La Machine aurait-elle pu prendre une autre forme ?
Elium Studio, qui l’a conçue, avait d’autres propositions. Cependant, le projet est resté centré autour d’un cube. En effet, il existe un mécanisme interne qui nécessite un positionnement précis du moteur. La Machine aurait pu prendre d’autres formes, mais celle choisie était le minimum techniquement acceptable en termes de compacité. Pour information, j’en possède aussi une version d’un mètre par un mètre !
Les premières commandes vous surprennent-elles ?
Je ne m’attendais pas à un démarrage si rapide. Nous avons atteint 2.500 commandes en quelques semaines. J’avais également souhaité travailler l’aspect marketing. J’ai passé entre six et neuf mois à préparer le message afin d’expliquer le soin apporté au produit, à sa fabrication en Normandie, ainsi qu’à sa philosophie. Après ces premières commandes, il faudra poursuivre la vente. L’idée serait peut-être de décliner La Machine avec des éditions limitées ou thématiques, comme La Machine Saint-Valentin ou La Machine Noël…
Pourrait-on lui associer la parole ?
C’est possible. Cependant, lors des premiers essais avec des répliques de films, cela n’a pas toujours bien fonctionné en termes de perception. C’est amusant deux minutes, mais pas plus. Il serait peut-être envisageable d’utiliser des voix générées par l’IA. Je ne suis pas opposé à l’intelligence artificielle, même si elle me fait un peu peur, mais La Machine ne s’aventurera pas sur ce terrain.

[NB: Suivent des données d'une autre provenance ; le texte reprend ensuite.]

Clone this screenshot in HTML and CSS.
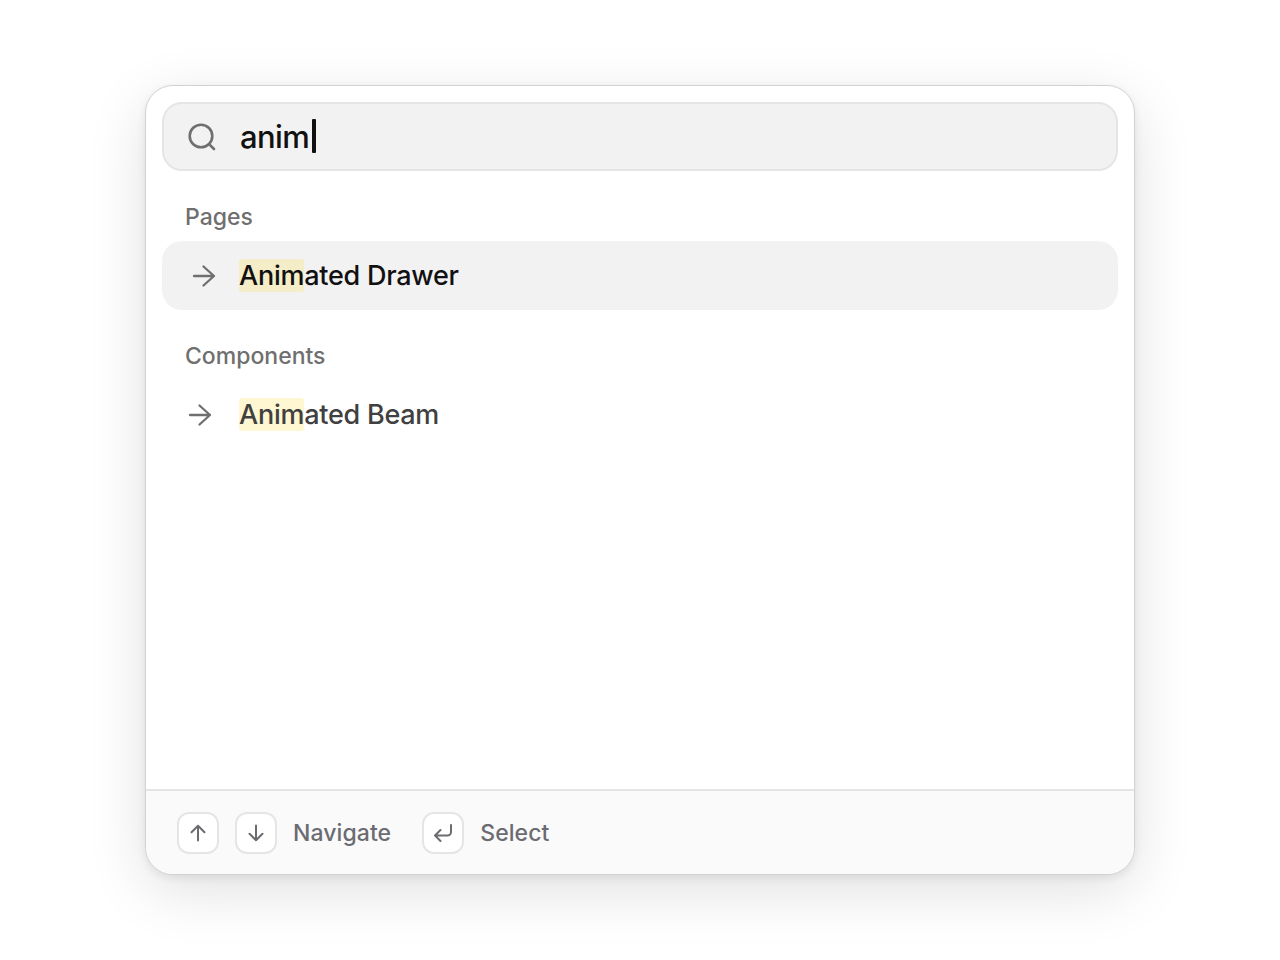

Restera-t-elle un objet low tech ?
À l’intérieur, se trouve un microcontrôleur connu, le SP32, qui est largement utilisé dans divers produits connectés. Je n’entends pas que cet appareil soit connecté, ni qu’il dispose d’un compte utilisateur ou d’une application. Il pourra être mis à jour via le port USB, mais il conservera sa dimension poétique.